I shut my eyes: they were the words of a man no longer in love. Yet as he went on—there were still good days, when she worked and laughed—I realized he was speaking without bitterness, and with something, even, like hope.

“I do my best to enjoy the good times,” he said. “There has to be some relief. The danger is giving up on someone.”

I was nodding. Then, before I could remember that I’d called out of concern for his and my mother’s relationship rather than my own, I found myself blurting out that I was worried about marrying Rob. If I got sick, he might flee. 

Jimmy didn’t laugh. “Oh Mako,” he said, and I knew his eyebrows had come down. “When you marry someone, you take vows, you hope and you trust.”

“But anything could happen. What if—” I stopped, overcome by the possibilities. 

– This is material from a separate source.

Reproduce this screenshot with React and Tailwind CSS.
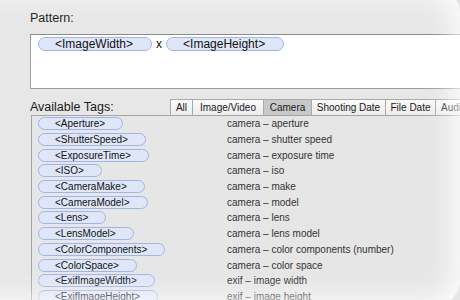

Jimmy said that the likelihood of my contracting RA was almost nil. Yet if that’s what I was worrying about, he’d lay odds I’d chosen the best possible person. It’s not easy loving and taking care of someone who’s always sick, but if anyone could do it, it was Rob. “There’s no one more steadfast.”

It came to me then that I knew that. My real question was one Jimmy couldn’t answer: was I ready to commit fully to Rob? Could I stand next to him in front of family and friends and honestly swear I’d withstand the grim grinding stress of a chronic illness? It was unthinkable to be like Bess and Hiroko, dependent and trapped, or like Jamie and Jimmy, beleaguered and trapped. I wasn’t sure I had the strength to give or receive the care that my mother—and Rob’s mother, too, before her—needed.

But Jimmy had spoken of hope and trust. Maybe the oath about in sickness was less a promise than an assertion of a belief: even if the unimaginable happens, some love will last. Perhaps taking vows was a pledge of faith in the love Rob and I shared now.

Jimmy’s voice broke into my thoughts. “Rob has strength of character, too,” he said. “One needs that, to endure.” 

He sounded matter of fact but I felt stricken anew. “It’s been rough for you.”

He said that wasn’t so. Overall he’d been fortunate. England was beautiful and he had his enjoyments—his work, his dog, poetry, chess. “I’m not unhappy,” he said.

I said not unhappy was a far cry from happy. After a pause, he said he sometimes wished there were other things.

I’d come too far to turn back. “Like what?” 

Another silence. “Neither Hiroko nor I is terribly demonstrative,” Jimmy said at last. “I know it’s often all she can do to make it through the day. But sometimes, some greater sense of being cherished would be nice.” 

It was then my eyes brimmed over. 

He added, more firmly, “And I’m sure that Hiroko on her side feels the same.”


Later that evening, I told Rob about my talk with Jimmy. Ever the optimist, he said Jimmy’s words proved he still loved Hiroko, yet I was less sure. Perhaps the pressure over the decades had been too much even for Jimmy. Perhaps no love could last in those conditions. Maybe RA would always win.

But just after my phone call with Jimmy, a memory, unbidden, had come to me. When he and Hiroko got together, his daughters and my sisters and I were teenagers. Tough girls, hardened by our parents’ unhappy marriages, we bonded over our shock and embarrassment at Jimmy and Hiroko’s behavior. To be so old and so moony! When they cooed at each other and kissed, we snickered, made jokes, and ostentatiously averted our gaze. At their wedding, when Jimmy’s voice broke in the middle of his vows, we hid from each other the sudden welling in our eyes.